I'd heard for several years that Full Frame is the best-programmed documentary festival in America, and that might be right. In three days of viewing, I see only really good films. Every one of them. There are extended Q&A's with filmmakers after the screenings, and no rush to clear the house. There's a fascinating sidebar of films produced post- Katrina, and Branford Marsalis offers an impromptu New Orleans jazz concert.
Several docs I like:
Anne Makepeace's Rain in a Dry Land, following two Bantu families from ravaged Somalia who are relocated in America. Family one lands in Springfield, Mass, family two in Atlanta, and both experience what you expect of immigrants without money or education: poverty, alienation, depression, family feuds, but also dogged resilience and slivers of hope. A sharp, deeply felt humanist tale with one remarkable scene: the Atlanta family maneuvering stairs for the first time ever, the brave mama leading her frightened flock down the wall-to-wall carpeted steps.

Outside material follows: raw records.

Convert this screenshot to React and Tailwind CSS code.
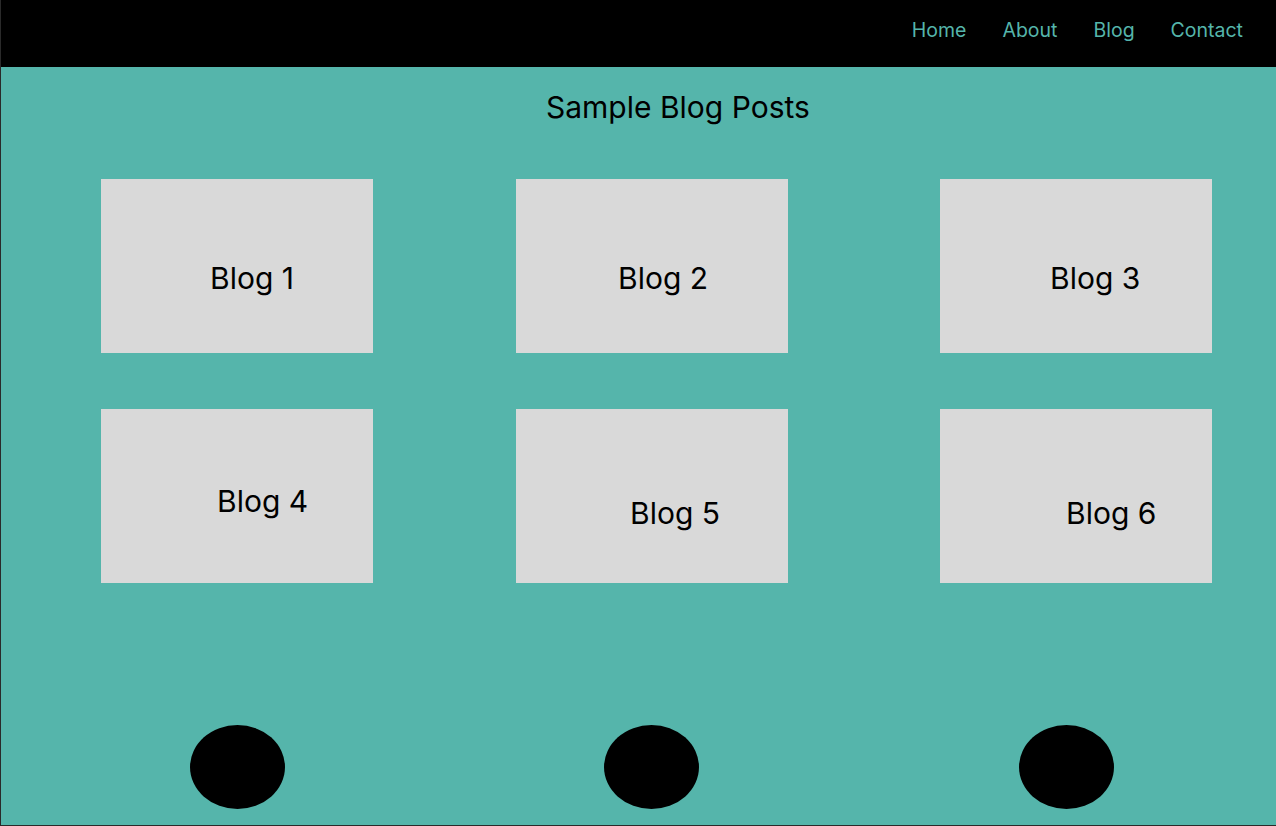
const navLinks = ["Home", "About", "Blog", "Contact"];

// per-card text offsets, read off the mockup
const rows = [
  [
    { title: "Blog 1", pl: "pl-[109px]", pt: "pt-[84px]", ml: "ml-[100px]" },
    { title: "Blog 2", pl: "pl-[102px]", pt: "pt-[84px]", ml: "ml-[143px]" },
    { title: "Blog 3", pl: "pl-[110px]", pt: "pt-[84px]", ml: "ml-[152px]" },
  ],
  [
    { title: "Blog 4", pl: "pl-[116px]", pt: "pt-[77px]", ml: "ml-[100px]" },
    { title: "Blog 5", pl: "pl-[114px]", pt: "pt-[89px]", ml: "ml-[143px]" },
    { title: "Blog 6", pl: "pl-[126px]", pt: "pt-[89px]", ml: "ml-[152px]" },
  ],
];

const dots = ["ml-[189px]", "ml-[319px]", "ml-[320px]"];

export default function App() {
  return (
    <div className="w-[1276px] h-[826px] border-l border-b border-[#2a2a2a] font-['Inter',sans-serif] overflow-hidden">
      {/* Header */}
      <header className="h-[67px] bg-black flex justify-end items-start pt-[21px] pr-[33px]">
        <nav className="flex gap-[36px]">
          {navLinks.map((link) => (
            <a
              key={link}
              href="#"
              className="text-[19.5px] leading-none text-[#55b5ab]"
            >
              {link}
            </a>
          ))}
        </nav>
      </header>

      {/* Body */}
      <main className="h-[758px] bg-[#55b5ab] flex flex-col">
        <div className="h-[112px] pt-[25px] pl-[545px]">
          <h1 className="text-[30px] leading-none text-black">
            Sample Blog Posts
          </h1>
        </div>

        <div className="flex flex-col gap-[56px]">
          {rows.map((row, i) => (
            <div key={i} className="flex">
              {row.map((post) => (
                <div
                  key={post.title}
                  className={`${post.ml} ${post.pl} ${post.pt} w-[272px] h-[174px] bg-[#d9d9d9]`}
                >
                  <span className="text-[30px] leading-none text-black">
                    {post.title}
                  </span>
                </div>
              ))}
            </div>
          ))}
        </div>

        <div className="flex mt-[142px]">
          {dots.map((ml, i) => (
            <div key={i} className={`${ml} w-[95px] h-[84px] rounded-[50%] bg-black`} />
          ))}
        </div>
      </main>
    </div>
  );
}
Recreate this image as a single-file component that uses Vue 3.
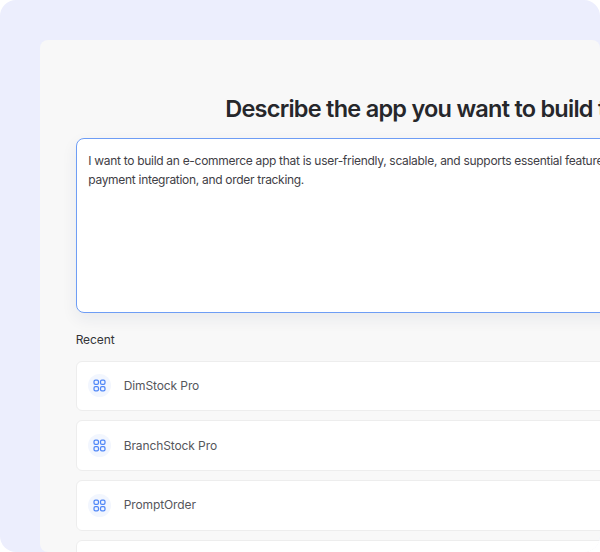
<script setup>
const recent = ['DimStock Pro', 'BranchStock Pro', 'PromptOrder', 'InvoiceFlow']
</script>

<template>
  <div class="frame">
    <main class="card">
      <div class="content">
        <h1 class="title">Describe the app you want to build today</h1>
        <div class="prompt">I want to build an e-commerce app that is user-friendly, scalable, and supports essential features like product listings, a shopping cart, payment integration, and order tracking.</div>
        <h2 class="recent-label">Recent</h2>
        <ul class="recent-list">
          <li v-for="name in recent" :key="name" class="recent-row">
            <span class="icon-badge">
              <svg width="13" height="13" viewBox="0 0 14 14" fill="none" stroke="#4F86F7" stroke-width="1.35">
                <rect x="1.1" y="1.1" width="4.8" height="4.8" rx="1.5" />
                <rect x="8.1" y="1.1" width="4.8" height="4.8" rx="1.5" />
                <rect x="1.1" y="8.1" width="4.8" height="4.8" rx="1.5" />
                <rect x="8.1" y="8.1" width="4.8" height="4.8" rx="1.5" />
              </svg>
            </span>
            <span class="recent-name">{{ name }}</span>
          </li>
        </ul>
      </div>
    </main>
  </div>
</template>

<style>
html, body { margin: 0; background: #fff; }
</style>

<style scoped>
.frame {
  width: 600px;
  height: 552px;
  box-sizing: border-box;
  padding: 40px 0 0 40px;
  background: #ECEEFD;
  border-radius: 16px;
  overflow: hidden;
  font-family: Inter, "Liberation Sans", sans-serif;
}
.card {
  width: 560px;
  height: 512px;
  box-sizing: border-box;
  padding: 53.5px 0 0 35.67px;
  background: #F8F8F8;
  border-radius: 8px;
  overflow: hidden;
}
.content { width: 772px; }
.title {
  width: 732px;
  margin: 0 0 14.5px;
  font-size: 23.5px;
  line-height: 30px;
  font-weight: 600;
  letter-spacing: -0.75px;
  color: #26272B;
  text-align: center;
  white-space: nowrap;
}
.prompt {
  box-sizing: border-box;
  height: 175px;
  padding: 12px 12px 12px 11.6px;
  background: #fff;
  border: 1px solid #6E9DF5;
  border-radius: 8px;
  box-shadow: 0 6px 16px rgba(30, 40, 80, 0.07);
  font-size: 12px;
  letter-spacing: -0.3px;
  line-height: 19px;
  color: #3F4046;
}
.recent-label {
  margin: 19px 0 12.6px;
  font-size: 12px;
  letter-spacing: -0.1px;
  line-height: 16px;
  font-weight: 400;
  color: #333438;
}
.recent-list {
  display: flex;
  flex-direction: column;
  gap: 9px;
  margin: 0;
  padding: 0;
  list-style: none;
}
.recent-row {
  display: flex;
  align-items: center;
  gap: 12.6px;
  box-sizing: border-box;
  height: 50.67px;
  padding: 0 11.4px;
  background: #fff;
  border: 1px solid #EDEDED;
  border-radius: 6px;
}
.icon-badge {
  display: flex;
  align-items: center;
  justify-content: center;
  width: 23px;
  height: 23px;
  border-radius: 50%;
  background: #F2F6FE;
}
.recent-name {
  font-size: 12px;
  letter-spacing: -0.1px;
  line-height: 16px;
  color: #55565C;
}
</style>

Kirby Dick's This Film Not Yet Rated, a blistering attack on Hollywood's MPAA Board, which sees and hears no evil when there's rampant, repulsive violence, but which straps films with the audience-stopping NC-17 rating if there's lesbianism, too much orgasmic sex. Part tongue-in-cheek detective story, this important muckraking work gleefully exposes Jack Valenti and his entrenched studio cohorts.
Rebecca Snedecker's By Invitation Only, a personal documentary in which the liberal filmmaker rubs against the upper-crust Mardi Gras traditions of her society family, realizing there's no place in the celebrations for her African-American boyfriend. A smart, tantalizing take on class and race, tracing a hundred years of parallel New Orleans history, white and black.
Patrick Creadon's Wordplay, lots of fun, loads of heart, a grandly winning story of America's crossword-puzzle subculture, climaxing at the exciting national tourney to determine America's best solver. Sure to be a box-office hit, this guaranteed pleaser comes next to the Independent Film Festival of Boston.